15.2 The Purchaser warrants that, save in so far as necessary for the performance of the agreement, that which is referred to in Article 15.1 will not be reproduced, disclosed, stored or otherwise used without the written consent of SOMSIX.
15.3 The Purchaser may not change, remove from goods, imitate or use for other purposes any and all signs, logos, labels and the like, whether or not protected by intellectual or industrial property rights, present on or in the products delivered by SOMSIX, without the consent of SOMSIX.
Article 16 – Security
16.1 If SOMSIX has cause to suspect that the Purchaser will be unable to perform its obligations under the agreement, the Purchaser is obliged upon SOMSIX’s first request to provide sufficient security for the complete performance of all its obligations with regard to agreements performed or yet to be performed in full or in part, in a manner to be indicated by SOMSIX.
Article 17 – Suspension, Termination, Force Majeure
17.1 If the Purchaser fails to in the performance of any obligation vis-à-vis SOMSIX in any manner whatsoever, as well as in the event of a change or cancellation of the credit limit, a request for suspension of payments, in the event a suspension of payments or provisional suspension of payments has been granted, a petition, report or claim for involuntary liquidation, involuntary liquidation, winding-up or cessation of all or part of the Purchaser’s business, SOMSIX is authorised, without prejudice to its other rights, without any obligation to pay damages, and without notice of default or judicial intervention:
- - to suspend performance of the agreement until such time as SOMSIX has received sufficient security for the payment of anything owed by the Purchaser to SOMSIX; and/or
- - to suspend any and all of its own payment obligations; and/or
- - to terminate every agreement with the Purchaser in full or in part;
all such without prejudice to the Purchaser’s obligation to pay for the products already delivered and/or services already performed, and without prejudice to SOMSIX’s other rights, including the right to damages.
- 17.2 In the event that SOMSIX is unable to perform the agreement as a result of force majeure, SOMSIX is entitled to suspend performance of the agreement without judicial intervention or to terminate the agreement in full or in part, without being obliged to pay any damages.
- 17.3 Force majeure exists in the event of any circumstance beyond the control of SOMSIX as a result of which performance of the agreement is permanently or temporarily hindered, as well as, in so far as not already included in the same, in the event of war, risk of war, civil war, riot, strike, fire, and any other disruption to the business of SOMSIX or its suppliers. Force majeure also exists if a supplier from which SOMSIX purchases products related to the performance of the agreement with the Purchaser remains in default of timely and/or proper delivery.

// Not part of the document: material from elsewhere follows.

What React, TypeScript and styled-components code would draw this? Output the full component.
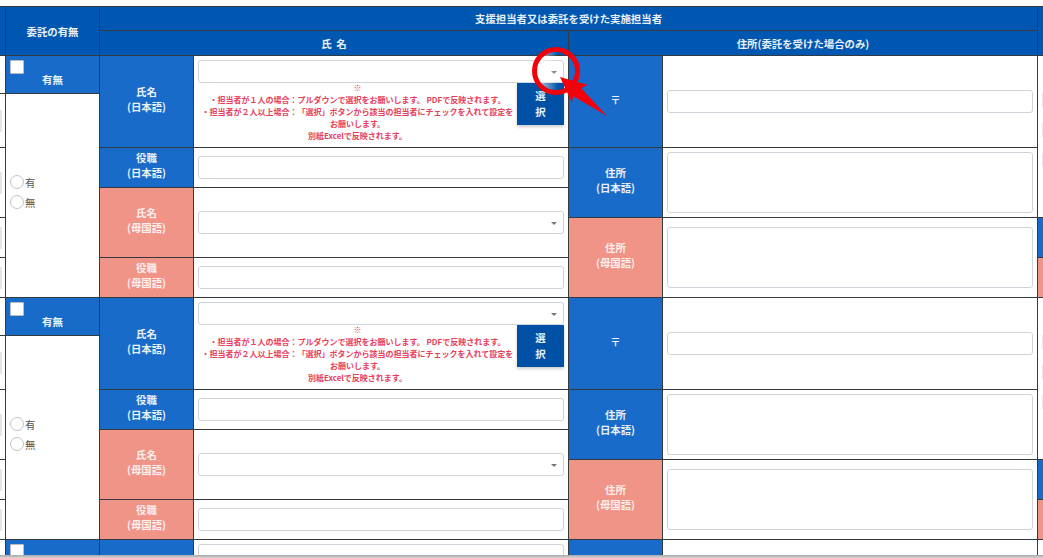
import React from 'react'
import styled, { createGlobalStyle } from 'styled-components'

const headerBlue = '#0057b1'
const labelBlue = '#186bc8'
const salmon = '#f09488'
const line = '#333a40'
const fieldBorder = '#ced4da'

const GlobalStyle = createGlobalStyle`
  html, body {
    margin: 0;
    height: 558px;
    overflow: hidden;
    background: #fff;
  }
  body {
    font-family: "Noto Sans CJK JP", "Noto Sans", sans-serif;
    font-size: 10.4px;
    color: #555;
    text-spacing-trim: space-all;
  }
`

const Page = styled.div`
  position: relative;
  width: 1043px;
  height: 558px;
  padding-top: 6px;
  box-sizing: border-box;
  overflow: hidden;
`

const Table = styled.table`
  table-layout: fixed;
  width: 1048px;
  border-collapse: separate;
  border-spacing: 0;

  td,
  th {
    padding: 0;
    border-right: 1px solid ${line};
    border-bottom: 1px solid ${line};
    box-sizing: border-box;
  }
`

const Row = styled.tr<{ $h: number }>`
  height: ${(p) => p.$h}px;
`

const HeadCell = styled.th<{ $top?: boolean }>`
  background: ${headerBlue};
  color: #e9f0f8;
  font-size: 10.4px;
  font-weight: 700;
  text-align: center;
  vertical-align: middle;
  ${(p) => p.$top && `border-top: 1px solid ${line};`}
`

const Label = styled.td<{ $tone: 'blue' | 'salmon' }>`
  background: ${(p) => (p.$tone === 'blue' ? labelBlue : salmon)};
  color: ${(p) => (p.$tone === 'blue' ? '#e9f0f8' : '#fbeeec')};
  font-weight: 700;
  line-height: 15px;
  text-align: center;
  vertical-align: middle;
  padding-bottom: 5px !important;
`

const FieldCell = styled.td`
  padding: 0 4px !important;
  vertical-align: middle;
`

const NameCell = styled.td`
  padding: 4px 4px 0 !important;
  vertical-align: top;
`

const CheckCell = styled.td`
  position: relative;
  background: ${labelBlue};
  color: #e9f0f8;
  font-weight: 700;
  vertical-align: top;
`

const CheckBox = styled.span`
  display: block;
  width: 14px;
  height: 14px;
  margin: 4px 0 0 4px;
  background: #fff;
  border: 1px solid #b8bec4;
  border-radius: 1px;
  box-sizing: border-box;
`

const CheckLabel = styled.div`
  margin-top: -2px;
  line-height: 15px;
  text-align: center;
`

const RadioCell = styled.td`
  padding: 0 0 7px 4px !important;
  vertical-align: middle;
`

const RadioRow = styled.label`
  display: flex;
  align-items: center;
  gap: 1px;
  height: 20px;
  color: #555;
`

const RadioDot = styled.span`
  width: 14px;
  height: 14px;
  border: 1px solid #bfc5cb;
  border-radius: 50%;
  box-sizing: border-box;
  background: #fff;
`

const Strip = styled.td<{ $bg?: string }>`
  background: ${(p) => p.$bg ?? '#fff'};
  vertical-align: middle;
`

const StripStub = styled.div`
  width: 2px;
  height: 22px;
  background: #e3e6ea;
`

const RightStrip = styled.td<{ $bg?: string }>`
  background: ${(p) => p.$bg ?? '#fff'};
  border-bottom: 0;
  padding: 37px 0 0 4px !important;
  vertical-align: top;
`

const RightStub = styled.div`
  width: 2px;
  height: 14px;
  margin-bottom: 16px;
  background: #e3e6ea;
`

const TextInput = styled.input`
  display: block;
  width: 100%;
  height: 23px;
  padding: 0 6px;
  background: #fff;
  border: 1px solid ${fieldBorder};
  border-radius: 3px;
  box-sizing: border-box;
`

const TextArea = styled.textarea`
  display: block;
  width: 100%;
  height: 61px;
  padding: 4px 6px;
  background: #fff;
  border: 1px solid ${fieldBorder};
  border-radius: 3px;
  box-sizing: border-box;
  resize: none;
`

const SelectBox = styled.div`
  position: relative;
  height: 23px;
  background: #fff;
  border: 1px solid ${fieldBorder};
  border-radius: 3px;
  box-sizing: border-box;

  &::after {
    content: '';
    position: absolute;
    top: 10px;
    right: 6px;
    border-top: 3px solid #777;
    border-left: 3px solid transparent;
    border-right: 3px solid transparent;
  }
`

const NoteRow = styled.div`
  display: flex;
  align-items: flex-start;
`

const Note = styled.div`
  flex: 1;
  margin-top: -1px;
  padding: 0 3px;
  color: #e8405a;
  font-size: 8px;
  font-weight: 700;
  line-height: 12px;
  text-align: center;
`

const PickButton = styled.button`
  flex: none;
  width: 47px;
  height: 42px;
  padding: 0 16px;
  background: #0050a6;
  border: 0;
  box-shadow: 0 2px 3px rgba(0, 0, 0, 0.2);
  color: #e9f0f8;
  font-family: inherit;
  font-size: 10.4px;
  font-weight: 700;
  line-height: 16px;
`

const BottomEdge = styled.div`
  position: absolute;
  left: 0;
  right: 0;
  bottom: 0;
  height: 3px;
  background: linear-gradient(#a9a9a9, #d4d4d4);
`

const Annotation = styled.svg`
  position: absolute;
  left: 520px;
  top: 40px;
  width: 100px;
  height: 90px;
`

const Section = () => (
  <>
    <Row $h={38}>
      <Strip />
      <CheckCell>
        <CheckBox />
        <CheckLabel>有無</CheckLabel>
      </CheckCell>
      <Label $tone="blue" rowSpan={2}>
        氏名
        <br />
        (日本語)
      </Label>
      <NameCell rowSpan={2}>
        <SelectBox />
        <NoteRow>
          <Note>
            ※
            <br />
            ・担当者が１人の場合：プルダウンで選択をお願いします。 PDFで反映されます。
            <br />
            ・担当者が２人以上場合：「選択」ボタンから該当の担当者にチェックを入れて設定をお願いします。
            <br />
            別紙Excelで反映されます。
          </Note>
          <PickButton type="button">選択</PickButton>
        </NoteRow>
      </NameCell>
      <Label $tone="blue" rowSpan={2}>
        〒
      </Label>
      <FieldCell rowSpan={2}>
        <TextInput />
      </FieldCell>
      <RightStrip rowSpan={4}>
        <RightStub />
        <RightStub />
        <RightStub />
      </RightStrip>
    </Row>
    <Row $h={54}>
      <Strip>
        <StripStub />
      </Strip>
      <RadioCell rowSpan={5}>
        <RadioRow>
          <RadioDot />有
        </RadioRow>
        <RadioRow>
          <RadioDot />無
        </RadioRow>
      </RadioCell>
    </Row>
    <Row $h={40}>
      <Strip rowSpan={2}>
        <StripStub />
      </Strip>
      <Label $tone="blue">
        役職
        <br />
        (日本語)
      </Label>
      <FieldCell>
        <TextInput />
      </FieldCell>
      <Label $tone="blue" rowSpan={2}>
        住所
        <br />
        (日本語)
      </Label>
      <FieldCell rowSpan={2}>
        <TextArea />
      </FieldCell>
    </Row>
    <Row $h={30}>
      <Label $tone="salmon" rowSpan={2}>
        氏名
        <br />
        (母国語)
      </Label>
      <FieldCell rowSpan={2}>
        <SelectBox />
      </FieldCell>
    </Row>
    <Row $h={40}>
      <Strip>
        <StripStub />
      </Strip>
      <Label $tone="salmon" rowSpan={2}>
        住所
        <br />
        (母国語)
      </Label>
      <FieldCell rowSpan={2}>
        <TextArea />
      </FieldCell>
      <Strip $bg={labelBlue} />
    </Row>
    <Row $h={40}>
      <Strip>
        <StripStub />
      </Strip>
      <Label $tone="salmon">
        役職
        <br />
        (母国語)
      </Label>
      <FieldCell>
        <TextInput />
      </FieldCell>
      <Strip $bg={salmon} />
    </Row>
  </>
)

export default function App() {
  return (
    <Page>
      <GlobalStyle />
      <Table>
        <colgroup>
          <col style={{ width: 6 }} />
          <col style={{ width: 94 }} />
          <col style={{ width: 94 }} />
          <col style={{ width: 375 }} />
          <col style={{ width: 94 }} />
          <col style={{ width: 375 }} />
          <col style={{ width: 10 }} />
        </colgroup>
        <thead>
          <Row $h={25}>
            <HeadCell $top rowSpan={2} />
            <HeadCell $top rowSpan={2}>
              委託の有無
            </HeadCell>
            <HeadCell $top colSpan={4}>
              支援担当者又は委託を受けた実施担当者
            </HeadCell>
            <HeadCell $top rowSpan={2} />
          </Row>
          <Row $h={25}>
            <HeadCell colSpan={2}>氏&nbsp;&nbsp;名</HeadCell>
            <HeadCell colSpan={2}>住所(委託を受けた場合のみ)</HeadCell>
          </Row>
        </thead>
        <tbody>
          <Section />
          <Section />
          <Section />
        </tbody>
      </Table>
      <Annotation viewBox="0 0 100 90">
        <defs>
          <linearGradient id="glow" x1="0" y1="0" x2="1" y2="0">
            <stop offset="0" stopColor="#fff" stopOpacity="0.85" />
            <stop offset="0.55" stopColor="#fff" stopOpacity="0" />
          </linearGradient>
        </defs>
        <circle cx="36" cy="31" r="21.5" fill="url(#glow)" stroke="#f4000a" strokeWidth="5" />
        <polygon points="40,37 68,45 61,48 87,76 53,56 52,63" fill="#f4000a" />
      </Annotation>
      <BottomEdge />
    </Page>
  )
}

Article 18 – Transfer of Rights and Obligations
18.1 The Purchaser may not transfer its rights and/or obligations ensuing from any agreement with SOMSIX to third parties or have them serve as security regarding claims by third parties without the prior written consent of SOMSIX.
Article 19 – Applicable Law, Competent Court
- 19.1 These Terms and Conditions and all legal relationships between SOMSIX and the Purchaser are governed by Dutch law.
- 19.2 In so far as the law does not imperatively prescribe otherwise, only the Amsterdam District Court will be competent at first instance to examine any disputes arising with regard to any agreement or the performance of any agreement between SOMSIX and the Purchaser, as well as disputes regarding these Terms and Conditions and provisions thereof, including for obtaining provisional relief.
Article 20 – Dutch Text Prevails
20.1 In the event of a conflict between a translation and the Dutch version of these Terms and Conditions, the Dutch version will prevail.
Article 21 – Filing
21.1 These Terms and Conditions have been filed with the Enschede Chamber of Commerce under number 78508436.